Copy whichever lines contain the string "that".

## BEGIN

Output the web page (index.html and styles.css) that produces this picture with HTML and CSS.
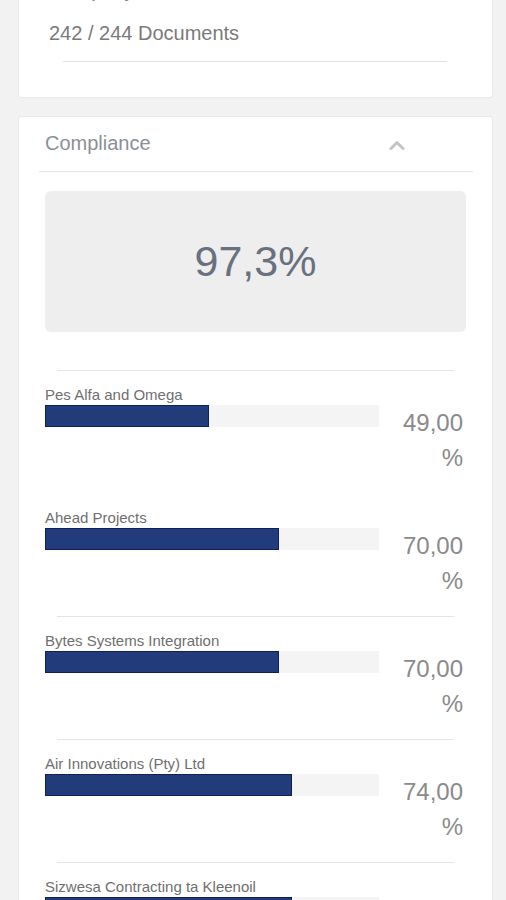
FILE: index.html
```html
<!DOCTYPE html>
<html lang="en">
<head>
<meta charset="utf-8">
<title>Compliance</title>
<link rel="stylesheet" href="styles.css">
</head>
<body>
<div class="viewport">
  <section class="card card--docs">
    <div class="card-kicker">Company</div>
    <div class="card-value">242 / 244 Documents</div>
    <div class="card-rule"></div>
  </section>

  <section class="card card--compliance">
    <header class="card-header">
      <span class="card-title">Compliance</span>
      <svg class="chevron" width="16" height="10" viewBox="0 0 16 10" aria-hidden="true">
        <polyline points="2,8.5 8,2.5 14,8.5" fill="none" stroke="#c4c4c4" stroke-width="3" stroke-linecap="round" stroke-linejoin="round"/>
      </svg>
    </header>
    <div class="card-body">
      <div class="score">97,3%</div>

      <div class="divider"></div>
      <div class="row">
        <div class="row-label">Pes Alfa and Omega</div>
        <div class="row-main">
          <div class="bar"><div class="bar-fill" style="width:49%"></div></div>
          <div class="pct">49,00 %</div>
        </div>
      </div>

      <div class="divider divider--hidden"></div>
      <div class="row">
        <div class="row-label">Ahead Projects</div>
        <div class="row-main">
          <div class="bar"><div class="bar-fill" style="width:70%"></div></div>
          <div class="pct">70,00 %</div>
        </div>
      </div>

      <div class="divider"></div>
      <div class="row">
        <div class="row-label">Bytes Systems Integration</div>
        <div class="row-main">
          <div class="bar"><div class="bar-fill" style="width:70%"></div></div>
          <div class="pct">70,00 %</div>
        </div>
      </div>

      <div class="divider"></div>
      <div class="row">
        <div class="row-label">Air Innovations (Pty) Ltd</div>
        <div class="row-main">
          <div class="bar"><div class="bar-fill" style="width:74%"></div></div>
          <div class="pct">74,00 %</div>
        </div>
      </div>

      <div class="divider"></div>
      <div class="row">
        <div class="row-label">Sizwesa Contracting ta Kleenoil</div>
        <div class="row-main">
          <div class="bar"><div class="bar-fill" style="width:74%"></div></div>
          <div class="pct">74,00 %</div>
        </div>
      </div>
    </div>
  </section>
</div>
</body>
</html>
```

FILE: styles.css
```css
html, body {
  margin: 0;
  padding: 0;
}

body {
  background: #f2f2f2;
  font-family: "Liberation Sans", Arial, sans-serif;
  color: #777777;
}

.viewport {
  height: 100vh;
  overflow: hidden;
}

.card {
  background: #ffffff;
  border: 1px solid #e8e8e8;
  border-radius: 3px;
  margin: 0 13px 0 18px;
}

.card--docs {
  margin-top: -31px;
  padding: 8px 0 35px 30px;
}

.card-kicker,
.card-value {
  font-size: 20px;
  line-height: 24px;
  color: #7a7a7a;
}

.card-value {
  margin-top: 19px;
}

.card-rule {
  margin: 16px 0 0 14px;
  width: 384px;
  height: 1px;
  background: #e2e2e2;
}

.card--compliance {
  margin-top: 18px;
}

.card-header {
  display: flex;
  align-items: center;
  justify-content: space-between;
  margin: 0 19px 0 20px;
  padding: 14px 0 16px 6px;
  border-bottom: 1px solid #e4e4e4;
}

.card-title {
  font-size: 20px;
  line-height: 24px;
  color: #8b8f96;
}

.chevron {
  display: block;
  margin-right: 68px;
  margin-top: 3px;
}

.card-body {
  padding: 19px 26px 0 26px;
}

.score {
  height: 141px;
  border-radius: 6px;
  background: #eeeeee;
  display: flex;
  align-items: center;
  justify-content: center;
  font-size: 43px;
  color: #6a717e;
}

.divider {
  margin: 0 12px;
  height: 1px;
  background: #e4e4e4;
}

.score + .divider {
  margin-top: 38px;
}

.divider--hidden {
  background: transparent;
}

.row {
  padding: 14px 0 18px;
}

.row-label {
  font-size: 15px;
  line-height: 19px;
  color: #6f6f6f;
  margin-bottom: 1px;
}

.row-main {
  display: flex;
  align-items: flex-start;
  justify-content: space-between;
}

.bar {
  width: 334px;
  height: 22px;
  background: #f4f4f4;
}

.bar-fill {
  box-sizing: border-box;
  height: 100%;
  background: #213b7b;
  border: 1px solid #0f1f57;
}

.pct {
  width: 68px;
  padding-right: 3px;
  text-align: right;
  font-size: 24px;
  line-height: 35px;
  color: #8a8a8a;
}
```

## END
## BEGIN

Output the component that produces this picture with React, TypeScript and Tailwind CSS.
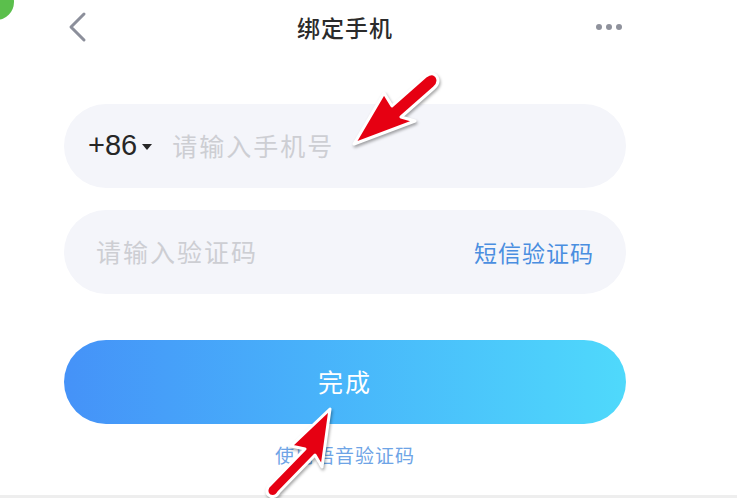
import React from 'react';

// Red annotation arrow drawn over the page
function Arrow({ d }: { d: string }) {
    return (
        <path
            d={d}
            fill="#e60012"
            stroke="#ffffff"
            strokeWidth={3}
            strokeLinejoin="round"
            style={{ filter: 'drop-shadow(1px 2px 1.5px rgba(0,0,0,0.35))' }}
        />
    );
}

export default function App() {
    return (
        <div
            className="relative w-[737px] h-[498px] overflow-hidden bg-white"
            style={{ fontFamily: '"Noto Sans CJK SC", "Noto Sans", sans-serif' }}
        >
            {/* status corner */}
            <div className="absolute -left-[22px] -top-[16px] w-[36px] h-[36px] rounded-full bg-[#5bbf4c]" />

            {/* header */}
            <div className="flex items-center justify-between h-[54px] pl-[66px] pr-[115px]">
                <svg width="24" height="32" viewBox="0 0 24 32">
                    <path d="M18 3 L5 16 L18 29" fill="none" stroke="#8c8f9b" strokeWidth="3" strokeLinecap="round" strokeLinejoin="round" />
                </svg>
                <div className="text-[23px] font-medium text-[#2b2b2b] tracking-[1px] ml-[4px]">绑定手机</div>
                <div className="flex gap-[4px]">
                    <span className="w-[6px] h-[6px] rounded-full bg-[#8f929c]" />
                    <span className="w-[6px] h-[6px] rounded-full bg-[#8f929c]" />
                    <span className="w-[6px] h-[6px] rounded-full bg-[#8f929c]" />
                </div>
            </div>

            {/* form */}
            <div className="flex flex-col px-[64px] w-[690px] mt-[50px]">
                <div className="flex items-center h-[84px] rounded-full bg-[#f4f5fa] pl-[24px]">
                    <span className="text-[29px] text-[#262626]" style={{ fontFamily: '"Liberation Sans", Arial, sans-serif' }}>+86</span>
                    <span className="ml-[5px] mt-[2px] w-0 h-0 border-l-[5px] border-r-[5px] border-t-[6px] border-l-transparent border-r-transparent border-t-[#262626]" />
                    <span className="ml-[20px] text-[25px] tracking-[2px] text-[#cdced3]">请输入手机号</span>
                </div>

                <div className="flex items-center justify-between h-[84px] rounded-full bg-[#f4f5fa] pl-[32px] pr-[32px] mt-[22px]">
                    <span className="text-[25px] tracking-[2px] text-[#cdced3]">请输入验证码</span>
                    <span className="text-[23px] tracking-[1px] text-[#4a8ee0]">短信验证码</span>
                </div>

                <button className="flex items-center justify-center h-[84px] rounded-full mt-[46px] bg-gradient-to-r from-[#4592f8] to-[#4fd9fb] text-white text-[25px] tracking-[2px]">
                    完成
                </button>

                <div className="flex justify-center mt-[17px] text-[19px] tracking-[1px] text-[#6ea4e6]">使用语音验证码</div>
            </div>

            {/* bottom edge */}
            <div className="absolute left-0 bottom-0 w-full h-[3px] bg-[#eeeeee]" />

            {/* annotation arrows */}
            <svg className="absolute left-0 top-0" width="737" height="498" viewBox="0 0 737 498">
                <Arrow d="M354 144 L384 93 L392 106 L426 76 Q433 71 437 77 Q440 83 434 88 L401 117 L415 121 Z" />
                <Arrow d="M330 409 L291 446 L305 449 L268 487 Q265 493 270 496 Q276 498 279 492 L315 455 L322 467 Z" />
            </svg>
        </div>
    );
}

## END

# [SOLUTION FOR THIS TASK]
Output the web page (index.html and styles.css) that produces this picture with HTML and CSS.
Output the component that produces this picture with React, TypeScript and Tailwind CSS.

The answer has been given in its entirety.